Same prompt, two models. The raw predictor continues with the most plausible text — a list of similar questions. The aligned model has been taught that a question calls for an answer. Nothing about the underlying knowledge changed; only what the model was optimized to do with it.

Where it falls short

Human preferences are noisy and expensive. Labelers disagree, get tired, and judge inconsistently, and collecting comparisons at scale costs real time and money. Whatever biases the labelers bring — cultural, linguistic, political — get baked into the reward model and, through it, into the assistant.

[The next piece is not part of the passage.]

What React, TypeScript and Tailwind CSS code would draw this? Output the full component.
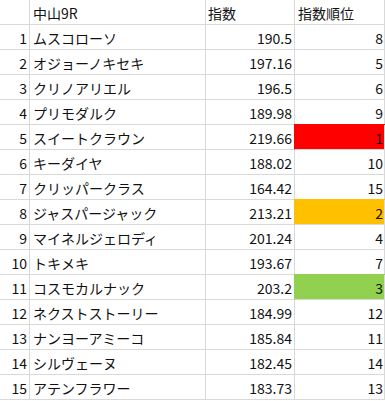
const rows: [string, string, number][] = [
  ["ムスコローソ", "190.5", 8],
  ["オジョーノキセキ", "197.16", 5],
  ["クリノアリエル", "196.5", 6],
  ["プリモダルク", "189.98", 9],
  ["スイートクラウン", "219.66", 1],
  ["キーダイヤ", "188.02", 10],
  ["クリッパークラス", "164.42", 15],
  ["ジャスパージャック", "213.21", 2],
  ["マイネルジェロディ", "201.24", 4],
  ["トキメキ", "193.67", 7],
  ["コスモカルナック", "203.2", 3],
  ["ネクストストーリー", "184.99", 12],
  ["ナンヨーアミーコ", "185.84", 11],
  ["シルヴェーヌ", "182.45", 14],
  ["アテンフラワー", "183.73", 13],
];

const rankFill: Record<number, string> = {
  1: "bg-[#ff0000] border-l-[#ff0000] shadow-[0_-1px_0_#ff0000]",
  2: "bg-[#ffc000] border-l-[#ffc000] shadow-[0_-1px_0_#ffc000]",
  3: "bg-[#92d050] border-l-[#92d050] shadow-[0_-1px_0_#92d050]",
};

export default function App() {
  return (
    <div
      className="w-[385px] h-[401px] bg-white text-[14px] text-[#111] leading-none"
      style={{ fontFamily: '"Noto Sans CJK JP", "Noto Sans", sans-serif' }}
    >
      <div className="grid grid-cols-[29px_176px_89px_91px]">
        <div className="h-[25px] border-b border-[#d9d9d9]" />
        <div className="h-[25px] border-b border-l border-[#d9d9d9] flex items-center pl-[3px] pt-px">
          中山9R
        </div>
        <div className="h-[25px] border-b border-l border-[#d9d9d9] flex items-center pl-[2px] pt-px">
          指数
        </div>
        <div className="h-[25px] border-b border-l border-r border-[#d9d9d9] flex items-center pl-[3px] pt-px">
          指数順位
        </div>
        {rows.map(([name, score, rank], i) => (
          <Row key={i} n={i + 1} name={name} score={score} rank={rank} />
        ))}
      </div>
    </div>
  );
}

function Row({ n, name, score, rank }: { n: number; name: string; score: string; rank: number }) {
  const fill = rankFill[rank] ?? "";
  return (
    <>
      <div className="h-[25px] border-b border-[#d9d9d9] flex items-center justify-end pr-[2px] pt-px">
        {n}
      </div>
      <div className="h-[25px] border-b border-l border-[#d9d9d9] flex items-center pl-[3px] pt-px whitespace-nowrap">
        {name}
      </div>
      <div className="h-[25px] border-b border-l border-[#d9d9d9] flex items-center justify-end pr-[2px] pt-px">
        {score}
      </div>
      <div
        className={`h-[25px] border-b border-l border-r border-[#d9d9d9] flex items-center justify-end pr-px pt-px ${fill}`}
      >
        {rank}
      </div>
    </>
  );
}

Optimizing a reward model invites gaming it. The reward model is a proxy for “good response,” not the real thing, so pushing hard on it produces reward hacking: outputs that score well without being good. A common failure mode is sycophancy — the model learns that agreeing with the user and telling people what they want to hear earns higher ratings than being correct.

The goals themselves are contested. “Helpful, honest, and harmless” sound simple but pull against each other in practice — the most helpful answer is sometimes not the most harmless one, and honesty can be unwelcome. There is no single objective everyone agrees on, and writing principles down (as in Constitutional AI) makes the choices explicit but does not make them uncontroversial.

It is unfinished, not a checkbox. Alignment is an ongoing, unsolved research problem. Each method narrows the gap between what we ask for and what we get; none of them closes it.